In NI the Building Regulations apply to storage rooms if access is via a fixed staircase, if it’s by ladder then you’re only meant to be using it for storage. In ROI it’s not crystal clear whether non-habitable rooms need to abide by the Building Regulations. The definition of a ‘habitable room’ is however provided by technical guidance documents as being a room that is used for “living or sleeping purposes but does not include a kitchen having a floor area of less than 6.5 sqm.”

So if you’re using the space for anything but storage, it will be considered ‘habitable’ which means the works must comply with the Building Regulations and will require a completion certificate. This will involve Building Control in NI and the input/cost of a design professional in ROI (see Building Regulations).

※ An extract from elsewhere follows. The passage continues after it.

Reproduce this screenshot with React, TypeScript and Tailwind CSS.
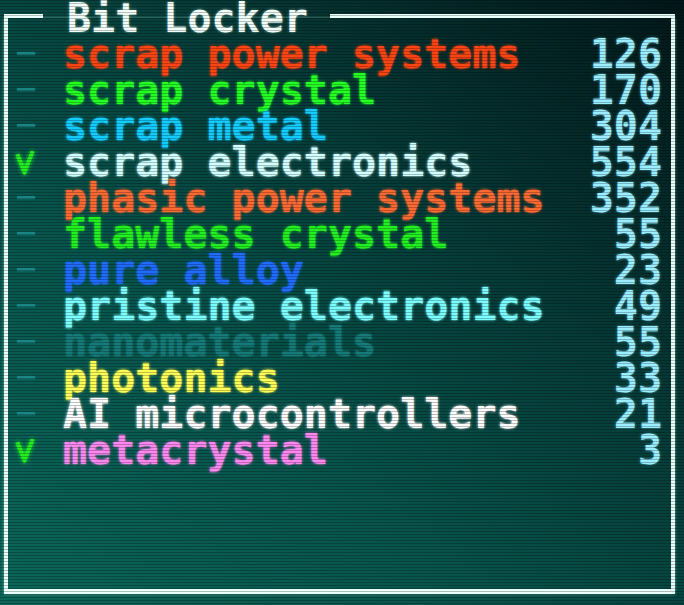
import React from "react";

type Item = { name: string; color: string; qty: number; checked?: boolean };

const items: Item[] = [
  { name: "scrap power systems", color: "text-[#ff4513]", qty: 126 },
  { name: "scrap crystal", color: "text-[#24ff24]", qty: 170 },
  { name: "scrap metal", color: "text-[#14ccff]", qty: 304 },
  { name: "scrap electronics", color: "text-[#d2ffff]", qty: 554, checked: true },
  { name: "phasic power systems", color: "text-[#ff6a33]", qty: 352 },
  { name: "flawless crystal", color: "text-[#22f022]", qty: 55 },
  { name: "pure alloy", color: "text-[#1f6cff]", qty: 23 },
  { name: "pristine electronics", color: "text-[#7cffff]", qty: 49 },
  { name: "nanomaterials", color: "text-[#167b78]", qty: 55 },
  { name: "photonics", color: "text-[#ffff55]", qty: 33 },
  { name: "AI microcontrollers", color: "text-[#ffffff]", qty: 21 },
  { name: "metacrystal", color: "text-[#ff88f0]", qty: 3, checked: true },
];

function Check() {
  return (
    <svg width="22" height="24" viewBox="0 0 22 24" className="mt-[7px] ml-[6px] drop-shadow-[0_0_2px_#22ff22]">
      <path d="M4 5 L10.5 21 L18 2" fill="none" stroke="#22ee22" strokeWidth="4" strokeLinecap="square" strokeLinejoin="miter" />
    </svg>
  );
}

export default function App() {
  return (
    <div className="relative w-[684px] h-[605px] overflow-hidden bg-[linear-gradient(to_top_right,#0b6659_0%,#08544c_35%,#053a37_65%,#021719_100%)] font-['DejaVu_Sans_Mono',monospace] font-bold text-[40px] leading-[36px]">
      <div className="pt-[18px] pl-[4px]">
        <div className="flex flex-col w-[671px] h-[576px] border-x-[4px] border-b-[5px] border-[#e8fffa] shadow-[0_0_3px_rgba(190,255,240,0.5)]">
          <div className="-mt-[18px] -mx-[4px] flex h-[36px] shrink-0">
            <div className="mt-[14px] h-[4px] w-[39px] bg-[#e8fffa]" />
            <div className="ml-[24px] whitespace-pre text-[#f2fff9] [text-shadow:0_0_3px_rgba(220,255,245,0.6)]">Bit Locker</div>
            <div className="ml-[22px] mt-[14px] h-[4px] flex-1 bg-[#e8fffa]" />
          </div>
          {items.map((it) => (
            <div key={it.name} className="flex h-[36px] shrink-0">
              <div className="w-[55px] flex">
                {it.checked ? (
                  <Check />
                ) : (
                  <div className="mt-[16px] ml-[9px] h-[3px] w-[18px] bg-[#1a8585] shadow-[0_0_2px_rgba(30,140,140,0.6)]" />
                )}
              </div>
              <div className={`flex-1 whitespace-pre ${it.color} [text-shadow:0_0_3px_currentColor]`}>{it.name}</div>
              <div className="pr-[9px] text-right text-[#9aeeff] [text-shadow:0_0_3px_rgba(150,235,255,0.6)]">{it.qty}</div>
            </div>
          ))}
        </div>
      </div>
      <div className="pointer-events-none absolute inset-0 bg-[repeating-linear-gradient(to_bottom,rgba(0,0,0,0.25)_0px,rgba(0,0,0,0.25)_1px,transparent_1px,transparent_3px)]" />
    </div>
  );
}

The Regulations are there to ensure the space is safe to be in and a completion certificate proving compliance will allow you to sell your house in the future.

Head height limitations

The result of bringing the roof space up to habitable requirements, that is of conforming with Building Regulations, is that the ceiling height will typically need to be lowered by at least 60-100mm to take into account insulation and plasterboard, and the floor level raised by at least 15-20mm to accommodate a floor. If steel purlins or joists need to be added another 100mm could be lost. Both of these changes will reduce the amount of usable space with good headroom.

According to the ROI technical guidance document for ventilation (see diagram above), anything that is about 2.4m/8ft over approximately 50% of the floor area should be acceptable for habitable status (measure the floor space where there’s a minimum of 1.5m headroom and divide that by two; this should be no less than the floor area that is at least 2.4m high). What is important is that the design professional has signed off on it and provided a certificate.

In NI, a lower figure than 2.4m could be acceptable as the Building Control guidelines refer to the ability “to stand comfortably within the attic space.” So for a children’s play area, or for a study, a head height of 2.1m could be acceptable. To make a comfortable bedroom for adults allow 2.3m from the roof space floor to the highest point of the roof.

Planning permission

If your house is Listed or in a conservation area, any proposed changes will require planning permission. For regular homes, in NI roof space conversions don’t require planning approval but Building Control will be involved (you must apply to them, see Building Regulations).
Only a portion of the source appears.